第五十七段 人の語り出でたる歌物語の
(原文)
人の語り出でたる歌物語の、歌のわろきこそ本意なけれ。
少しその道知らん人は、いみじと思ひては語らじ。
すべて、いとも知らぬ道の物語したる、かたはらいたく、聞きにくし。
(舞夢訳)
人が語り出した特定の和歌をめぐる話を聞くのに、その和歌そのものが感心できない場合は、聞いていて面白くない。
多少でも、歌について勉強している人ならば、そんな歌に感心して他人には語らないものである。
全てにおいて、中途半端な知識しかない話をされると、苦痛にして聞きたくなくなる。
たいして知らない和歌と、それにまつわる話を、知ったかぶりして話す人がいたのではないだろうか。
兼好氏にしてみれば、「くだらない、この素人が」とでも、思ったのだろう。
この話で思い出したのが、
自分は体験したことのないMLB野球と野球選手(日本人選手を含む)を、「たいしたことない、技術が低い」と批判する元大物野球選手。

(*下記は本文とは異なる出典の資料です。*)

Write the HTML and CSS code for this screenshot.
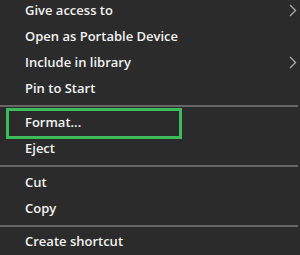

野球以外のスポーツについても、そのスポーツを実際に取り組んでいる人からは、「的外れな発言」を繰り返しているようだ。
やはり、人は驕り高ぶる程度が増せば、他人を軽視する程度も増す。
謙虚に、知らないことを学ぼうとする意識も、薄れていく一方。
結果として、無価値な発言は暴論に変わり、自分以外の他者に呆れられ、笑われていることに、気がつかない。